▶ _Extracted records_
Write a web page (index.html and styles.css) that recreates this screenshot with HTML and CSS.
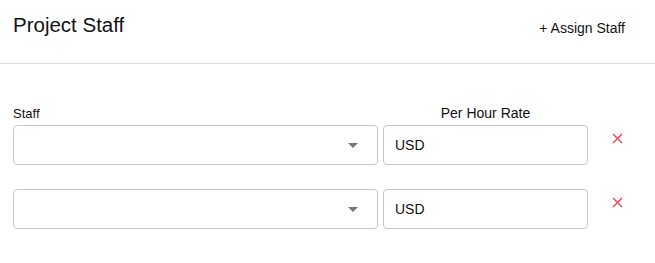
FILE: index.html
```html
<!DOCTYPE html>
<html>
<head>
<meta charset="utf-8">
<link rel="stylesheet" href="styles.css">
</head>
<body>
<div class="card">
  <div class="header">
    <h1 class="title">Project Staff</h1>
    <button class="assign">+ Assign Staff</button>
  </div>
  <div class="body">
    <div class="grid">
      <div class="label">Staff</div>
      <div class="label center wide">Per Hour Rate</div>
      <div></div>

      <div class="select"><span class="caret"></span></div>
      <div class="input">USD</div>
      <div class="remove"><svg width="11" height="11" viewBox="0 0 11 11"><path d="M1 1L10 10M10 1L1 10" stroke="#e0484d" stroke-width="1.4" fill="none"/></svg></div>

      <div class="select"><span class="caret"></span></div>
      <div class="input">USD</div>
      <div class="remove"><svg width="11" height="11" viewBox="0 0 11 11"><path d="M1 1L10 10M10 1L1 10" stroke="#e0484d" stroke-width="1.4" fill="none"/></svg></div>
    </div>
  </div>
</div>
</body>
</html>
```

FILE: styles.css
```css
* { box-sizing: border-box; }
html, body { margin: 0; padding: 0; background: #fff; }
body {
  font-family: "Liberation Sans", Arial, sans-serif;
  color: #111;
  width: 655px;
  height: 263px;
  overflow: hidden;
}
.header {
  height: 64px;
  border-bottom: 1px solid #dedede;
  display: flex;
  justify-content: space-between;
  align-items: flex-start;
  padding: 0 30px 0 13px;
}
.title {
  margin: 13px 0 0 0;
  font-size: 20.5px;
  font-weight: normal;
  line-height: 24px;
  color: #111;
}
.assign {
  margin-top: 20px;
  border: 0;
  background: none;
  padding: 0;
  font-family: inherit;
  font-size: 14px;
  line-height: 17px;
  color: #111;
}
.body {
  padding: 42px 0 0 13px;
}
.grid {
  display: grid;
  grid-template-columns: 365px 205px 60px;
  column-gap: 5px;
}
.label {
  font-size: 13px;
  line-height: 15px;
  height: 19px;
  color: #111;
}
.wide { font-size: 14px; }
.center { text-align: center; }
.select, .input {
  height: 40px;
  border: 1px solid #c6c6c6;
  border-radius: 4px;
  margin-bottom: 24px;
}
.select {
  display: flex;
  align-items: center;
  justify-content: flex-end;
  padding-right: 19px;
}
.caret {
  width: 0;
  height: 0;
  border-left: 5px solid transparent;
  border-right: 5px solid transparent;
  border-top: 5px solid #777;
}
.input {
  display: flex;
  align-items: center;
  padding-left: 11px;
  font-size: 14px;
  color: #111;
}
.remove {
  padding: 8px 0 0 19px;
  line-height: 0;
}
```
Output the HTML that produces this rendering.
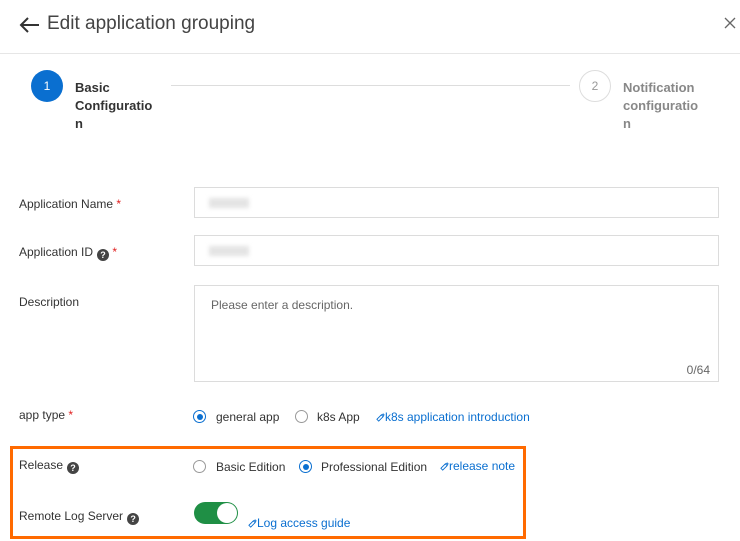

▶ _Problem description_
Scan the material line by line and report each one that contains "this".

▶ _Task output_
Write a web page (index.html and styles.css) that recreates this screenshot with HTML and CSS.
Output the HTML that produces this rendering.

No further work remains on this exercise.